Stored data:
═══
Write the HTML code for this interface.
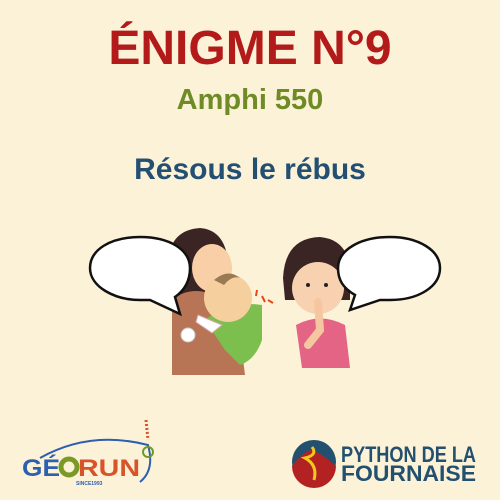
<!DOCTYPE html>
<html><head><meta charset="utf-8"><style>
html,body{margin:0;padding:0}
body{width:500px;height:500px;background:#fcf2d8;position:relative;overflow:hidden;font-family:"Liberation Sans",sans-serif;font-weight:bold}
.t{position:absolute;left:0;width:500px;text-align:center;white-space:nowrap}
</style></head><body>
<div class="t" style="top:19px;font-size:48px;color:#b31b1b;line-height:60px">ÉNIGME N°9</div>
<div class="t" style="top:83px;font-size:29px;color:#6f8b26;line-height:34px">Amphi 550</div>
<div class="t" style="top:152px;font-size:30px;color:#234f73;line-height:36px">Résous le rébus</div>

<svg style="position:absolute;left:0;top:0" width="500" height="500" viewBox="0 0 500 500">
 <!-- mother -->
 <path d="M168 262 Q170 230 200 228 Q225 230 228 262 L230 300 L168 300Z" fill="#3a2424"/>
 <ellipse cx="212" cy="268" rx="20" ry="24" fill="#f8cfa6"/>
 <path d="M172 300 Q190 285 215 295 L238 320 L245 375 L172 375Z" fill="#b87556"/>
 <!-- baby -->
 <path d="M205 320 Q230 300 262 305 L262 340 Q255 360 240 365 L225 350Z" fill="#7cbf4e"/>
 <circle cx="228" cy="298" r="24" fill="#f6cf9f"/>
 <path d="M214 280 Q228 268 240 278 Q232 275 224 285Z" fill="#9a7a52"/>
 <path d="M198 315 L222 325 L212 333 L196 322Z" fill="#fff" stroke="#d9a9a9"/>
 <circle cx="188" cy="335" r="7" fill="#fff" stroke="#ccc"/>
 <path d="M262 296 l3 6 M268 300 l5 3 M256 296 l1 -6" stroke="#e04a1a" stroke-width="2"/>
 <!-- girl -->
 <path d="M283 278 Q285 238 320 237 Q352 240 350 280 L350 300 L285 300Z" fill="#3a2424"/>
 <ellipse cx="318" cy="288" rx="26" ry="26" fill="#f8d2b0"/>
 <circle cx="308" cy="285" r="2" fill="#222"/><circle cx="326" cy="285" r="2" fill="#222"/>
 <path d="M296 325 Q320 312 345 325 L350 368 L302 368Z" fill="#e36485"/>
 <path d="M318 302 L320 330 L308 345" stroke="#f5c6a0" stroke-width="8" fill="none" stroke-linecap="round"/>
 <!-- bubbles -->
 <path d="M140 237 C110 237 90 250 90 268 C90 287 115 300 140 300 L150 300 L180 314 L175 297 C185 290 190 280 190 268 C190 250 170 237 140 237Z" fill="#fff" stroke="#111" stroke-width="2.5"/>
 <path d="M390 237 C418 237 440 250 440 268 C440 287 418 300 390 300 L380 300 L350 310 L355 295 C343 288 338 280 338 268 C338 250 360 237 390 237Z" fill="#fff" stroke="#111" stroke-width="2.5"/>
 <!-- georun logo -->
 <path d="M40 458 Q90 430 148 445 Q155 470 140 482" fill="none" stroke="#2c5fb0" stroke-width="2"/>
 <path d="M146 420 l2 20" stroke="#d9502a" stroke-width="3" stroke-dasharray="2 2"/>
 <circle cx="148" cy="452" r="5" fill="none" stroke="#6d9a2a" stroke-width="2"/>
 <text x="22" y="476" font-size="24" font-weight="bold" fill="#2c5fb0" font-family="Liberation Sans" textLength="38" lengthAdjust="spacingAndGlyphs">GÉ</text>
 <circle cx="69" cy="467" r="8" fill="none" stroke="#7a9a28" stroke-width="5"/>
 <text x="78" y="476" font-size="24" font-weight="bold" fill="#d9532a" font-family="Liberation Sans" textLength="62" lengthAdjust="spacingAndGlyphs">RUN</text>
 <text x="76" y="485" font-size="5" fill="#2c5fb0" font-family="Liberation Sans">SINCE1993</text>
 <!-- python logo -->
 <circle cx="314" cy="462" r="22" fill="#23506f"/>
 <path d="M292 466 Q300 455 310 450 Q320 452 336 466 A22 22 0 0 1 292 466Z" fill="#b22222"/>
 <path d="M312 447 Q318 455 305 458 Q318 465 314 480" stroke="#f3c81a" stroke-width="3" fill="none"/>
 <text x="341" y="462" font-size="22" font-weight="bold" fill="#23506f" font-family="Liberation Sans" textLength="135" lengthAdjust="spacingAndGlyphs">PYTHON DE LA</text>
 <text x="341" y="481" font-size="22" font-weight="bold" fill="#23506f" font-family="Liberation Sans" textLength="135" lengthAdjust="spacingAndGlyphs">FOURNAISE</text>
</svg>
</body></html>
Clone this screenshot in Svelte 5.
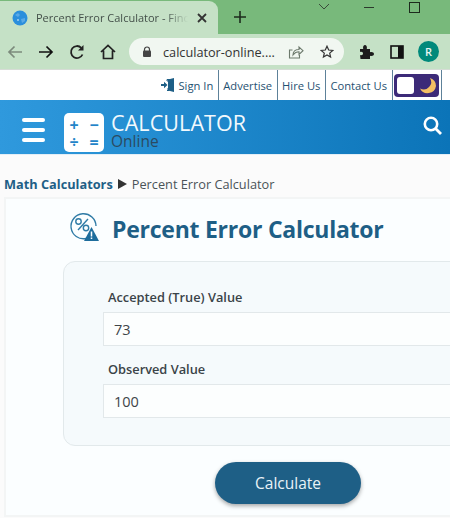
═══
### Task directions
All of the material above should be reproduced exactly, except the pictures.

### Answer for this exercise
Write the HTML code for this interface.
<!DOCTYPE html>
<html><head><meta charset="utf-8"><style>
html,body{margin:0;padding:0}
body{width:500px;height:500px;background:#fcf2d8;position:relative;overflow:hidden;font-family:"Liberation Sans",sans-serif;font-weight:bold}
.t{position:absolute;left:0;width:500px;text-align:center;white-space:nowrap}
</style></head><body>
<div class="t" style="top:19px;font-size:48px;color:#b31b1b;line-height:60px">ÉNIGME N°9</div>
<div class="t" style="top:83px;font-size:29px;color:#6f8b26;line-height:34px">Amphi 550</div>
<div class="t" style="top:152px;font-size:30px;color:#234f73;line-height:36px">Résous le rébus</div>

<svg style="position:absolute;left:0;top:0" width="500" height="500" viewBox="0 0 500 500">
 <!-- mother -->
 <path d="M168 262 Q170 230 200 228 Q225 230 228 262 L230 300 L168 300Z" fill="#3a2424"/>
 <ellipse cx="212" cy="268" rx="20" ry="24" fill="#f8cfa6"/>
 <path d="M172 300 Q190 285 215 295 L238 320 L245 375 L172 375Z" fill="#b87556"/>
 <!-- baby -->
 <path d="M205 320 Q230 300 262 305 L262 340 Q255 360 240 365 L225 350Z" fill="#7cbf4e"/>
 <circle cx="228" cy="298" r="24" fill="#f6cf9f"/>
 <path d="M214 280 Q228 268 240 278 Q232 275 224 285Z" fill="#9a7a52"/>
 <path d="M198 315 L222 325 L212 333 L196 322Z" fill="#fff" stroke="#d9a9a9"/>
 <circle cx="188" cy="335" r="7" fill="#fff" stroke="#ccc"/>
 <path d="M262 296 l3 6 M268 300 l5 3 M256 296 l1 -6" stroke="#e04a1a" stroke-width="2"/>
 <!-- girl -->
 <path d="M283 278 Q285 238 320 237 Q352 240 350 280 L350 300 L285 300Z" fill="#3a2424"/>
 <ellipse cx="318" cy="288" rx="26" ry="26" fill="#f8d2b0"/>
 <circle cx="308" cy="285" r="2" fill="#222"/><circle cx="326" cy="285" r="2" fill="#222"/>
 <path d="M296 325 Q320 312 345 325 L350 368 L302 368Z" fill="#e36485"/>
 <path d="M318 302 L320 330 L308 345" stroke="#f5c6a0" stroke-width="8" fill="none" stroke-linecap="round"/>
 <!-- bubbles -->
 <path d="M140 237 C110 237 90 250 90 268 C90 287 115 300 140 300 L150 300 L180 314 L175 297 C185 290 190 280 190 268 C190 250 170 237 140 237Z" fill="#fff" stroke="#111" stroke-width="2.5"/>
 <path d="M390 237 C418 237 440 250 440 268 C440 287 418 300 390 300 L380 300 L350 310 L355 295 C343 288 338 280 338 268 C338 250 360 237 390 237Z" fill="#fff" stroke="#111" stroke-width="2.5"/>
 <!-- georun logo -->
 <path d="M40 458 Q90 430 148 445 Q155 470 140 482" fill="none" stroke="#2c5fb0" stroke-width="2"/>
 <path d="M146 420 l2 20" stroke="#d9502a" stroke-width="3" stroke-dasharray="2 2"/>
 <circle cx="148" cy="452" r="5" fill="none" stroke="#6d9a2a" stroke-width="2"/>
 <text x="22" y="476" font-size="24" font-weight="bold" fill="#2c5fb0" font-family="Liberation Sans" textLength="38" lengthAdjust="spacingAndGlyphs">GÉ</text>
 <circle cx="69" cy="467" r="8" fill="none" stroke="#7a9a28" stroke-width="5"/>
 <text x="78" y="476" font-size="24" font-weight="bold" fill="#d9532a" font-family="Liberation Sans" textLength="62" lengthAdjust="spacingAndGlyphs">RUN</text>
 <text x="76" y="485" font-size="5" fill="#2c5fb0" font-family="Liberation Sans">SINCE1993</text>
 <!-- python logo -->
 <circle cx="314" cy="462" r="22" fill="#23506f"/>
 <path d="M292 466 Q300 455 310 450 Q320 452 336 466 A22 22 0 0 1 292 466Z" fill="#b22222"/>
 <path d="M312 447 Q318 455 305 458 Q318 465 314 480" stroke="#f3c81a" stroke-width="3" fill="none"/>
 <text x="341" y="462" font-size="22" font-weight="bold" fill="#23506f" font-family="Liberation Sans" textLength="135" lengthAdjust="spacingAndGlyphs">PYTHON DE LA</text>
 <text x="341" y="481" font-size="22" font-weight="bold" fill="#23506f" font-family="Liberation Sans" textLength="135" lengthAdjust="spacingAndGlyphs">FOURNAISE</text>
</svg>
</body></html>
Clone this screenshot in Svelte 5.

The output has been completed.